ASTMessyMashup / README.md
rudranshmathur's picture
Update README.md
82db288 verified
---
library_name: transformers
tags:
- music
license: mit
language:
- en
base_model:
- MIT/ast-finetuned-audioset-10-10-0.4593
pipeline_tag: audio-classification
---
# AST Audio Classification Model (Messy Mashup)
## Introduction
This model is a fine-tuned **Audio Spectrogram Transformer (AST)** designed for audio classification tasks on the Messy Mashup dataset.
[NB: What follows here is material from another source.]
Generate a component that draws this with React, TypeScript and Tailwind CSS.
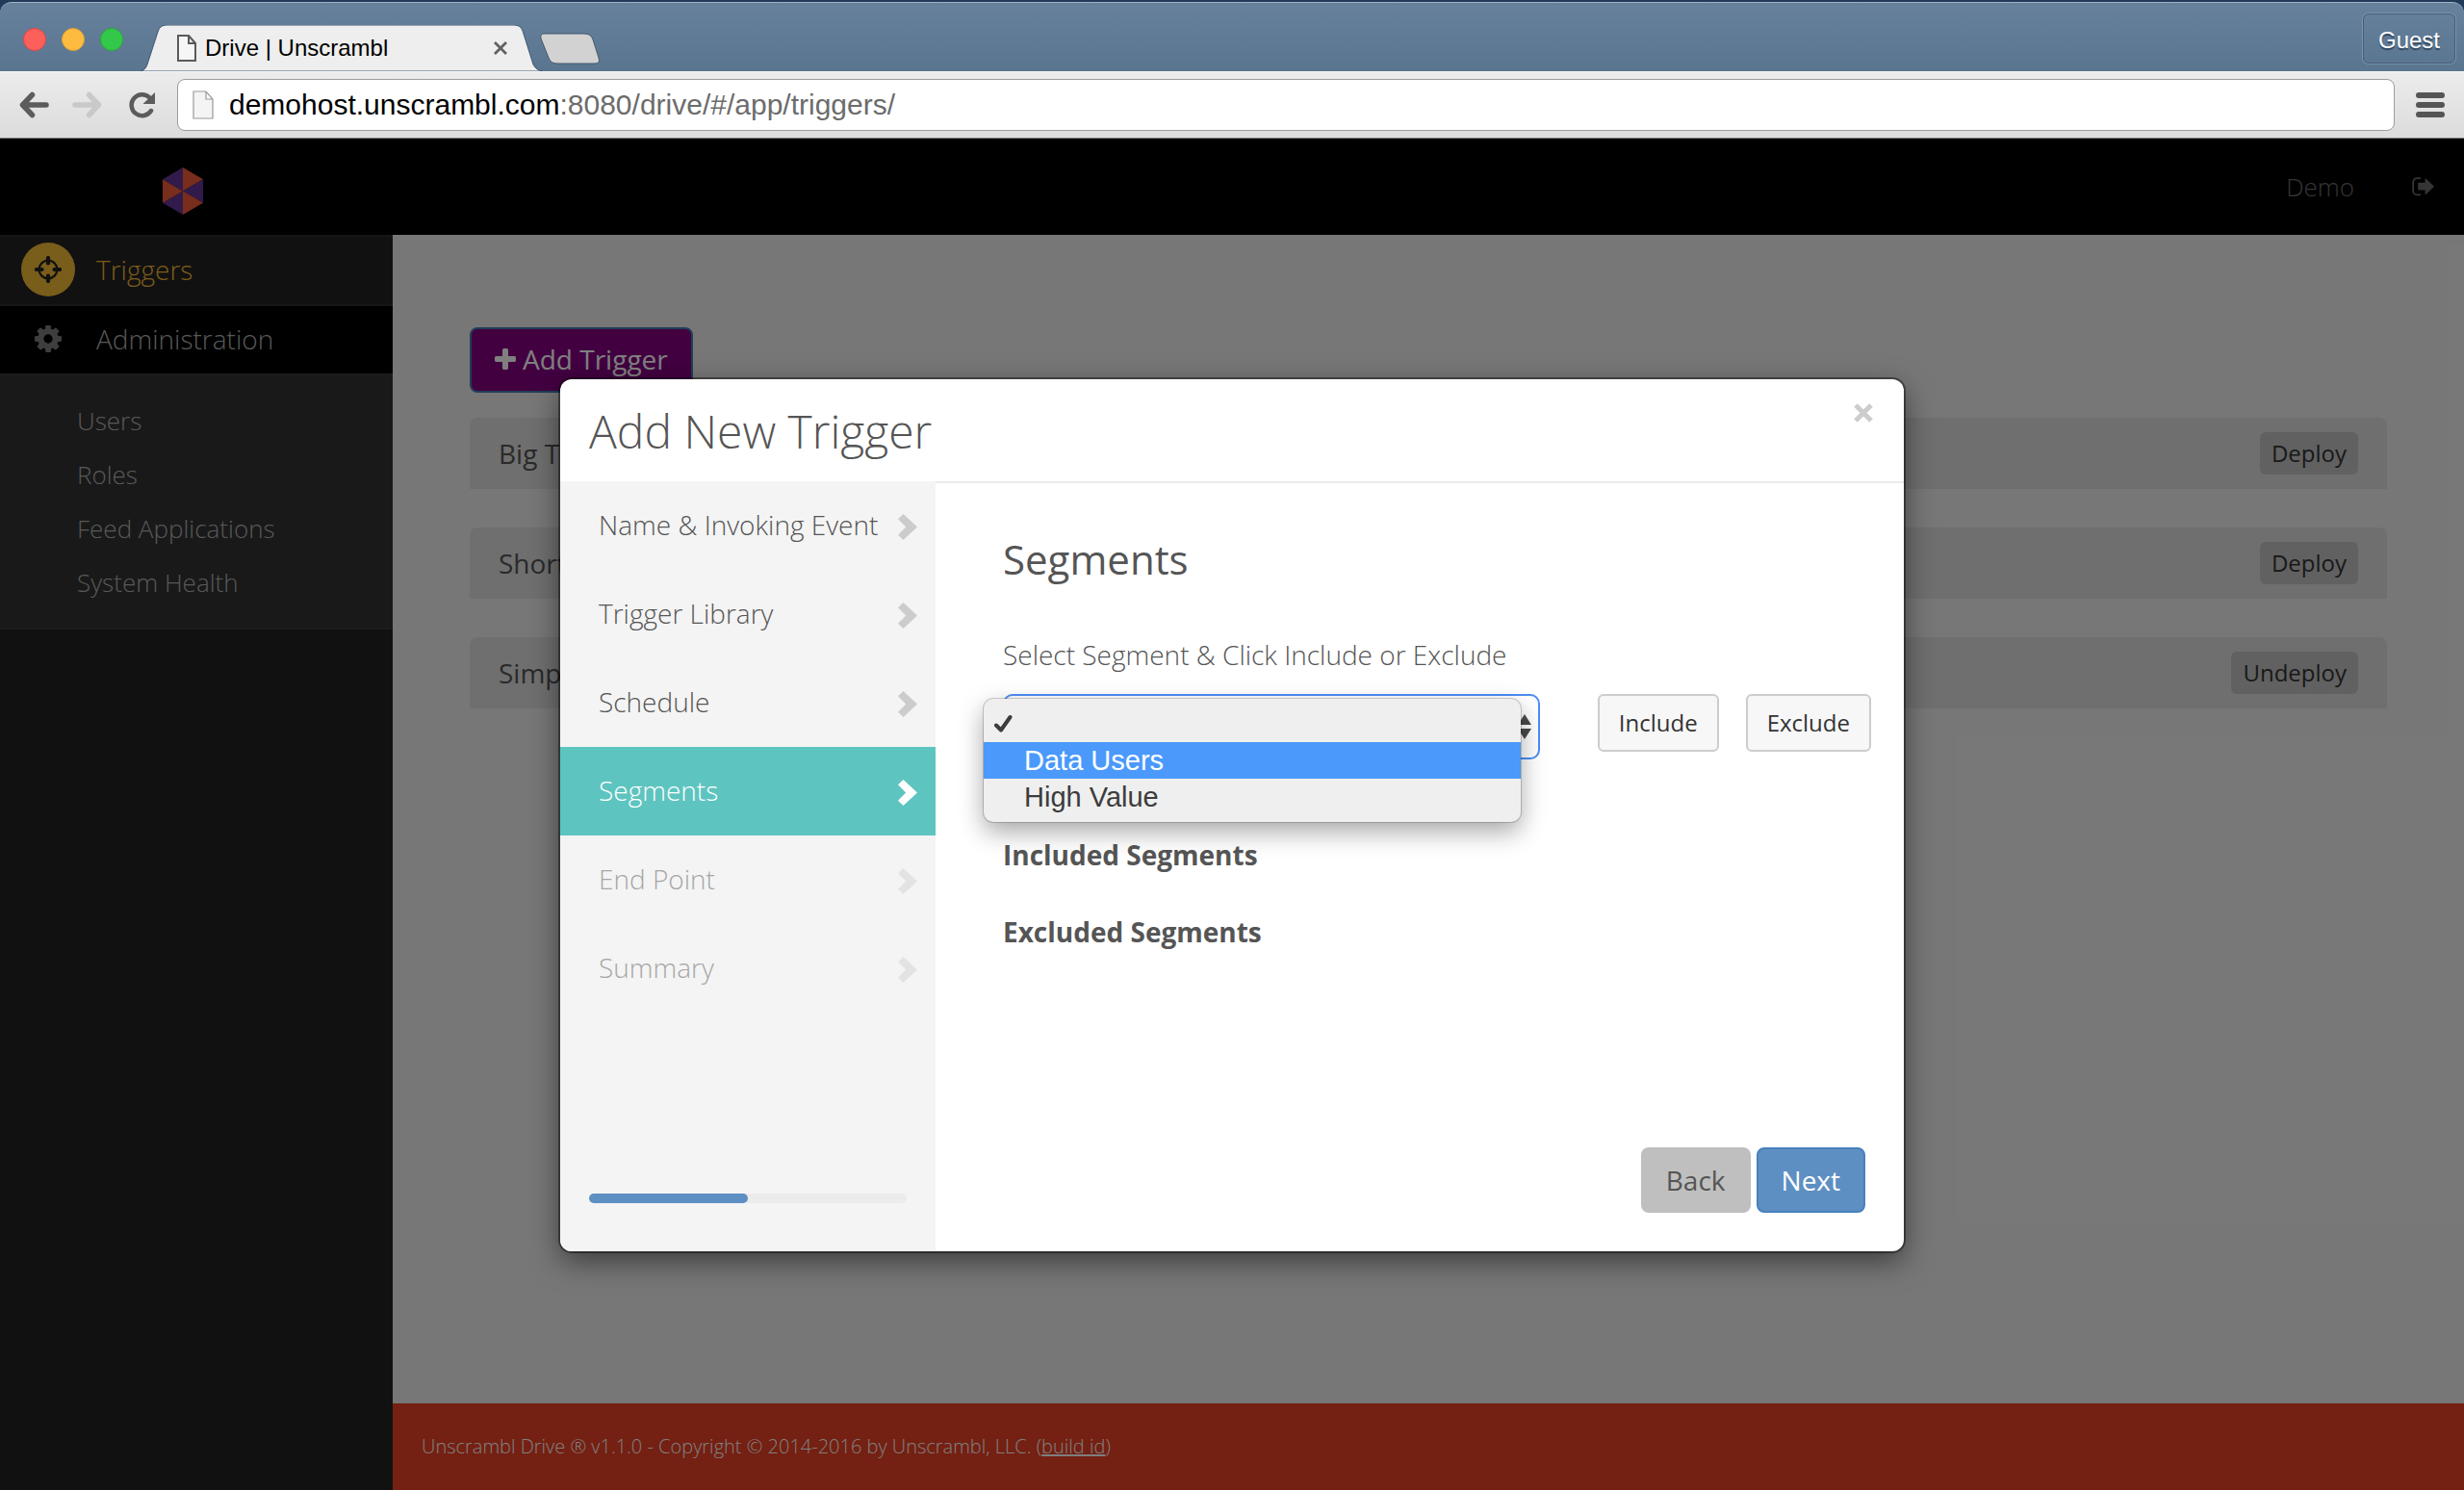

It leverages pretrained audio representations and adapts them to classify audio inputs into predefined categories.
## Model Description
- **Developed by:** Rudransh Mathur
- **Institution:** Indian Institute of Technology, Madras
- **Model type:** Transformer-based Audio Classification Model
- **Base model:** AST (fine-tuned on AudioSet)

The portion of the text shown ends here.